Strengths & Weaknesses
- Hwa Chong belt doorstep — Hwa Chong Institution 170m, HCIS 230m, Hwa Chong JC 170m on the same campus footprint
- International school cluster — Lycée Français 890m, Australian International 910m, Hollandse School 1.12km, NJC 1.60km
- Strong rental band — 17 transactions average S$8,176 / median S$8,800, anchored by expat-family tenant pool
- EnBloc score 66/100 (HIGH) — credible developer redevelopment thesis underwriting the 5–10 year hold
- Cluster-housing format (40 units) — generous internal areas, private garden space, two-car driveways
- Boutique scale — low-density living, neighbour familiarity, materially lower maintenance fees vs full-facility condos
- Quiet residential streetscape — Sixth Crescent is a low-traffic cul-de-sac off Sixth Avenue
- Sixth Avenue / Beauty World retail and F&B within short drive — Cold Storage Jelita, Guthrie House, Sixth Avenue Centre
- D10 prestige address — upper-Bukit Timah grid, blue-chip school catchment, mature low-rise residential character
- Lower entry cost than freehold cluster-housing comparables (Hyll on Holland, Leedon Green) — lease-discounted PSF
- Lease decay — 69 years remaining, already inside sub-75-year financing zone, 60-year cliff in approximately 9 years
- CPF and LTV restrictions tightening — buyer pool will compress materially as the lease crosses the 60-year threshold
- Sixth Avenue MRT 850m only — no MRT within typical walking distance, walkability score 43/100
- Car-dependent address — most resident households run two cars; not viable as a single-car or no-car lifestyle
- Zero resale caveats on record — no public price-discovery data; underwriting relies entirely on asking prices and external valuation
- 40-unit boutique scale — extremely thin transaction turnover, very limited unit choice when buying
- Modest facilities — pool and basic grounds only; no gym, no clubhouse, no tennis court
- Mid-1990s vintage — units may benefit from S$150,000–300,000 renovation to reach top-band rental positioning
- Investment thesis is finite-runway / en-bloc cycle — wrong building for buyers seeking 25+ year perpetual hold
- Competing freehold cluster housing nearby (Hyll on Holland, Leedon Green) — direct comparables that resolve the lease question for a premium
Verdict
Garlick Ville is a niche product with a clear, time-bound thesis: a 40-unit cluster-housing development sitting at the doorstep of the Hwa Chong belt — one of the most concentrated elite-school catchments in Singapore — with a deep-pocketed expat-family rental tenant pool already willing to pay an S$8,000+ monthly rent for the address. The school cluster is genuinely best-in-class: Hwa Chong Institution at 170 metres, HCIS at 230 metres, Hwa Chong JC, Lycée Français, Australian International, Hollandse School, and NJC all within walking or short-drive radius.
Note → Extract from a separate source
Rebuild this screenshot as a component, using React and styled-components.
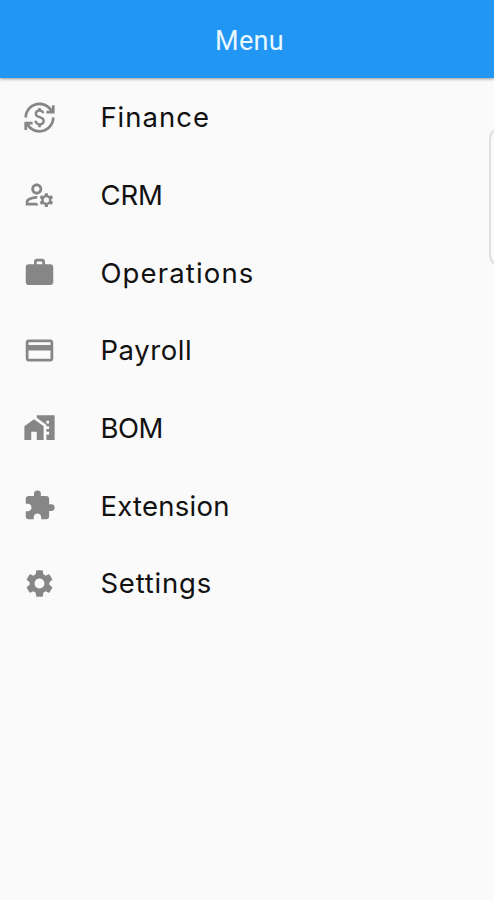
import React from "react";
import styled, { createGlobalStyle } from "styled-components";
import {
  MdCurrencyExchange,
  MdOutlineManageAccounts,
  MdWork,
  MdPayment,
  MdHomeWork,
  MdExtension,
  MdSettings,
} from "react-icons/md";

const GlobalStyle = createGlobalStyle`
  body {
    margin: 0;
    background-color: #fafafa;
  }
`;

const Page = styled.div`
  position: relative;
  min-height: 900px;
  overflow: hidden;
  background-color: #fafafa;
`;

const Header = styled.header`
  display: flex;
  align-items: center;
  justify-content: center;
  height: 78px;
  padding: 3px 0 0 5px;
  box-sizing: border-box;
  background-color: #2196f3;
  box-shadow: 0 1px 3px rgba(0, 0, 0, 0.4);
`;

const Title = styled.h1`
  margin: 0;
  color: #e9f7ff;
  font-family: Roboto, sans-serif;
  font-size: 27px;
  font-weight: 400;
  line-height: 32px;
  letter-spacing: 0.3px;
`;

const MenuList = styled.ul`
  margin: 0;
  padding: 0.3px 0 0;
  list-style: none;
`;

const MenuItem = styled.li`
  display: flex;
  align-items: center;
  height: 77.7px;
  padding-left: 22.8px;
  color: #868686;

  svg {
    flex: none;
    width: 33px;
    height: 33px;
  }
`;

const Label = styled.span`
  margin-left: 44.6px;
  color: #111;
  font-family: Inter, sans-serif;
  font-size: 27.5px;
  font-weight: 400;
  line-height: 36px;
  letter-spacing: ${({ $spacing }) => $spacing}px;
`;

const SidePanel = styled.div`
  position: absolute;
  top: 127px;
  left: 489px;
  width: 40px;
  height: 140px;
  box-sizing: border-box;
  border: 2px solid #e0e0e0;
  border-radius: 12px;
`;

const items = [
  { label: "Finance", icon: MdCurrencyExchange, spacing: 1 },
  { label: "CRM", icon: MdOutlineManageAccounts, spacing: -0.1 },
  { label: "Operations", icon: MdWork, spacing: 1.15 },
  { label: "Payroll", icon: MdPayment, spacing: 0.6 },
  { label: "BOM", icon: MdHomeWork, spacing: -0.5 },
  { label: "Extension", icon: MdExtension, spacing: 0.25 },
  { label: "Settings", icon: MdSettings, spacing: 0.8 },
];

const App = () => {
  return (
    <>
      <GlobalStyle />
      <Page>
        <Header>
          <Title>Menu</Title>
        </Header>
        <MenuList>
          {items.map(({ label, icon: Icon, spacing }) => (
            <MenuItem key={label}>
              <Icon />
              <Label $spacing={spacing}>{label}</Label>
            </MenuItem>
          ))}
        </MenuList>
        <SidePanel />
      </Page>
    </>
  );
};

export default App;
Walkability score 43/100 is honest — this is a car-and-school-bus address, not an MRT-and-hawker address.
The case against is shaped almost entirely by the 69-year remaining lease and the nine-year runway to the 60-year cliff. Garlick Ville is not a freehold asset and should not be priced like one. It is a finite-runway lease with material redevelopment optionality — an entirely valid investment proposition, but one that asks buyers to underwrite the en-bloc cycle rather than perpetual ownership. The EnBloc score of 66/100 (HIGH) is the structural reason the address still trades at a premium even with the lease compression: developers and unit-holders are both aware that a Sixth Crescent plot of this size, in this micro-market, on this lease trajectory, is on the redevelopment shortlist.
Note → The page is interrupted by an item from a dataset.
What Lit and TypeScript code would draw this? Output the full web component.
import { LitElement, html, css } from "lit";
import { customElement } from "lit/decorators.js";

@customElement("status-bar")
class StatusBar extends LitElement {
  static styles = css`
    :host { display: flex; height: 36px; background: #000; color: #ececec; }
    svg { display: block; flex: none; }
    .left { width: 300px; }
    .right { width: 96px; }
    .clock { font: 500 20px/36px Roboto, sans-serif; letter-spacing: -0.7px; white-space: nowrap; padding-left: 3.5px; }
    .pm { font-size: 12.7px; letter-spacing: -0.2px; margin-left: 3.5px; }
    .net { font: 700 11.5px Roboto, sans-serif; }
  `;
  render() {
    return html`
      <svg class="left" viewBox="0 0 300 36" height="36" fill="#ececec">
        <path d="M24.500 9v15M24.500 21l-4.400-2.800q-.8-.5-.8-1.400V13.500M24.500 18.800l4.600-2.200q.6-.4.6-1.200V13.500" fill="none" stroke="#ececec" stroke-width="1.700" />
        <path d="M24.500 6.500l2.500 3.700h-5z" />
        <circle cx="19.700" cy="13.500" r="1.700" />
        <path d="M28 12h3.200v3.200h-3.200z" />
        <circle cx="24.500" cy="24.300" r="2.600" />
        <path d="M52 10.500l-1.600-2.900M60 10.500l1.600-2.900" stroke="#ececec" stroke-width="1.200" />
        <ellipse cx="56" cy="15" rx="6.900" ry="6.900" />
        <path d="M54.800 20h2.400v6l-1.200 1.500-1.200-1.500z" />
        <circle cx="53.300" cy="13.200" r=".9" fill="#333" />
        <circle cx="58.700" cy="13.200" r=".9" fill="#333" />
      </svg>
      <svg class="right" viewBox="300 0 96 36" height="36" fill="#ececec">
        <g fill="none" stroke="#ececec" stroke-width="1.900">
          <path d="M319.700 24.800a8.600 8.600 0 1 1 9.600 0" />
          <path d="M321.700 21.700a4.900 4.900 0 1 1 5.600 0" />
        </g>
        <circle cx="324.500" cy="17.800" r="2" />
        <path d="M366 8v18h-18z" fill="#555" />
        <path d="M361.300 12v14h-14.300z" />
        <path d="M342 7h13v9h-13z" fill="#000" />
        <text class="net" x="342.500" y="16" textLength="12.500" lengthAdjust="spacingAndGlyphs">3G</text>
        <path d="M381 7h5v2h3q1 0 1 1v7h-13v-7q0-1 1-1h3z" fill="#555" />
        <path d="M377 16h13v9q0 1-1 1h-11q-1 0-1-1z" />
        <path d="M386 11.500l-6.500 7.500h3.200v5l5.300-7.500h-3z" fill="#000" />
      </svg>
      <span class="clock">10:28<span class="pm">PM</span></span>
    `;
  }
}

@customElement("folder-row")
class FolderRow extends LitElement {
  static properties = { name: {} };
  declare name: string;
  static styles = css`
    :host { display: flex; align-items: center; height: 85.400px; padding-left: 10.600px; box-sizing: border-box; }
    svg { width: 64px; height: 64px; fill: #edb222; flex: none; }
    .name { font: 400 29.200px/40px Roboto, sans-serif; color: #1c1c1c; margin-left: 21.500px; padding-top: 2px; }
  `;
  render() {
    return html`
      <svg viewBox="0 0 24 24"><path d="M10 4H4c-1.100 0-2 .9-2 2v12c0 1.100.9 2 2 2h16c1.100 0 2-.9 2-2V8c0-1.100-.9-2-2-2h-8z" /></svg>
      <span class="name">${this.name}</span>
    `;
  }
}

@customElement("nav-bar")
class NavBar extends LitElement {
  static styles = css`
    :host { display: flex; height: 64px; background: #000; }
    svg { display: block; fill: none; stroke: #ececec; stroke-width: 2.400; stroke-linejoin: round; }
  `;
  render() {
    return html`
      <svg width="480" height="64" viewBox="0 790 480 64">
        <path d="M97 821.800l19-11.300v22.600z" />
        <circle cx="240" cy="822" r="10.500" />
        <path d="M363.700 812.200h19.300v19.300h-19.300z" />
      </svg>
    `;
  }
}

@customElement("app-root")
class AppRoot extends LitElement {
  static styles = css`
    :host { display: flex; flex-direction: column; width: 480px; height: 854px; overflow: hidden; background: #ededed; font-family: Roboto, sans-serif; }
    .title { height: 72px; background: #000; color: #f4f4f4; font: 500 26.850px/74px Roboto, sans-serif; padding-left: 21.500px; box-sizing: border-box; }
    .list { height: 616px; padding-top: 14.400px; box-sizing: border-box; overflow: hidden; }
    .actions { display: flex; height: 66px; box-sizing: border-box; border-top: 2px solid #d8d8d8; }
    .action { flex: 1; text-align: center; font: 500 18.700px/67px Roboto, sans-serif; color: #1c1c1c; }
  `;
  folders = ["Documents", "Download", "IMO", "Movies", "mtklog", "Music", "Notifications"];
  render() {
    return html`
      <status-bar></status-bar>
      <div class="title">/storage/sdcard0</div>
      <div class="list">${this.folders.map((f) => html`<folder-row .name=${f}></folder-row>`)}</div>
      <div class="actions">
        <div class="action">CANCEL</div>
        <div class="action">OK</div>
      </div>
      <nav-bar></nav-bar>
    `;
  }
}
The ShiokNest composite score of 64/100 reflects the balance: a top-tier neighbourhood score (9.5/10) anchored by the Hwa Chong belt, strong unit-layout score (8.5/10) for the cluster-housing format, and average facilities (6.5/10) and value (6.5/10) lift the score toward the upper-mid range, while a weak MRT-access score (5.5/10) and a lease score (5.5/10) reflecting the 69-year runway pull it back. This is a buy for a specific household profile — expat-family tenants at the rental end, lease-discounted en-bloc opportunists at the purchase end — and the wrong building for almost everyone else.